By Will Grandbois
Sopris Sun Staff
While the question of the moment for The Crystal River Trail has been where exactly it should go, a sizable contingent at a public meeting on Oct. 17 urged Pitkin County to consider not building it at all.
It’s far from a new perspective in the decades long debate. According to Open Space Director Gary Tennenbaum, the trail was first considered in 1994, with a feasibility study in 2004 and the first five miles completed in 2011. Governor Hickenlooper recently lent urgency to the project by highlighting it among the “Colorado 16” regional trail gaps in the state.
Several studies, however, have raised concerns about potential environmental impacts, while the least disruptive alignment — directly alongside Highway 133 — is also likely to be the most expensive to build and least pleasant to use.
Originally scheduled to present the results of the first round of public feedback, the format for the joint meeting between the Carbondale Trustees and Pitkin County Commissioners and the Open Space and Trails Board was altered when the deadline for comments was moved back to Nov. 15. A shift of venue to the Third Street Center proved well advised, with over 100 people turning out, about half of whom signed up to speak.
Tennenbaum viewed that as a good sign.
“I see passion for the trail. I see passion for open space. I see passion for connecting communities,” he said.
Ute leader Kenny Frost set the tone with an introduction and prayer.
“We have come here to address our concerns always with reflection on what’s good for Mother Earth,” he said.
After that, the Carbondale Trustees had their say. Marty Silverstein was among the first to raise the idea of a third, trailless option.
“We’re operating on the premise that we need this trail, and I don’t know that I necessarily agree with that premise,” he said. “If you mitigate the effect, that means that there obviously is an effect.”
Andy Wiessner, speaking independently from his role on the board of Wilderness Workshop, agreed.
“If it’s too expensive to build a trail that doesn’t encroach on wildlife, I would say don’t build a trail,” he said.
In general, although the discussion was far from one sided, an informal show of hands at a indicated that the majority of those assembled had concerns about the process.
After surveying the crowd, Lisa Tasker expressed her own sense of disenfranchisement by the tone and top-down approach.
“If you live in the Crystal Valley, you may be dismissed as a NIMBY. If you don’t… you may dismissed for that,” she said.
And, added Jay Engstrom, a whole class of relevant residents weren’t able to be part of the conversation at all.
“I do really want to see a bike path up there, but at the same time I think the entire community has to be taken into account, and the majority can’t be sitting here to talk to us because they’re animals,” he said.

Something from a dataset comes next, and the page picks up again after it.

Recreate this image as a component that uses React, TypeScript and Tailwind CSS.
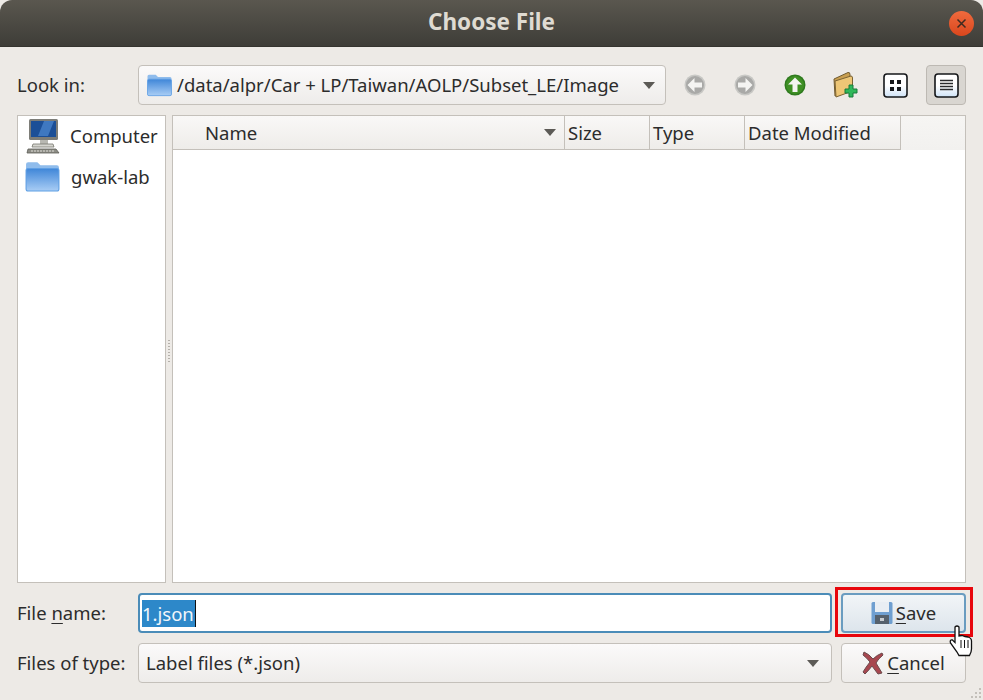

Indeed, wildlife impacts seemed to be at the core of most objections. Several attendees spoke to the inefficacy of seasonal closures in preventing people from causing a disruption during certain times of the year. Some expressed concerns about what would happen to the river itself with pavement on both sides.
Others questioned how much impact a bike path might actually have in a valley already hosting homes and a highway.
“Development in the Valley has been more to detrimental to wildlife in terms of habitat loss than the trail would be,” said Doris Downey. “I think that one can be protective of wildlife and still desire to have a trail that is off the highway.”
Indeed, a few spoke to the potential environmental and health advantages of getting people out of cars and onto bikes.
“I’d love to be able to ride a bike from my house to work,” said Jeff Bier, who used to bike on the road with impunity but now drives that mile every day. “It’s just too scary.”
In contrast to those concerned about the process, Mike Pritchard thanked the assembled boards for the work they’d done.
“I’m very grateful that we’re now at this level of detail that we can be considering exact alignments,” he said.
Stacey Bernot echoed the sentiments, but also joined with Bill Fales in expressing concerns about potential conflicts with private property.
“I think the average citizen is unaware of the potential looming battles that may lie ahead depending on where it goes,” she said. “Please keep at it and do this mindfully so we can all be proud of this legacy.”
While a few more public comments took place after the Carbondale Trustees left the meeting at 8:15, the crowd began to leak away. The issue will be discussed again at the next trustee meeting on Oct. 24. Meanwhile, information is available and comments are being taken at pitkinostprojects.com through Nov. 15.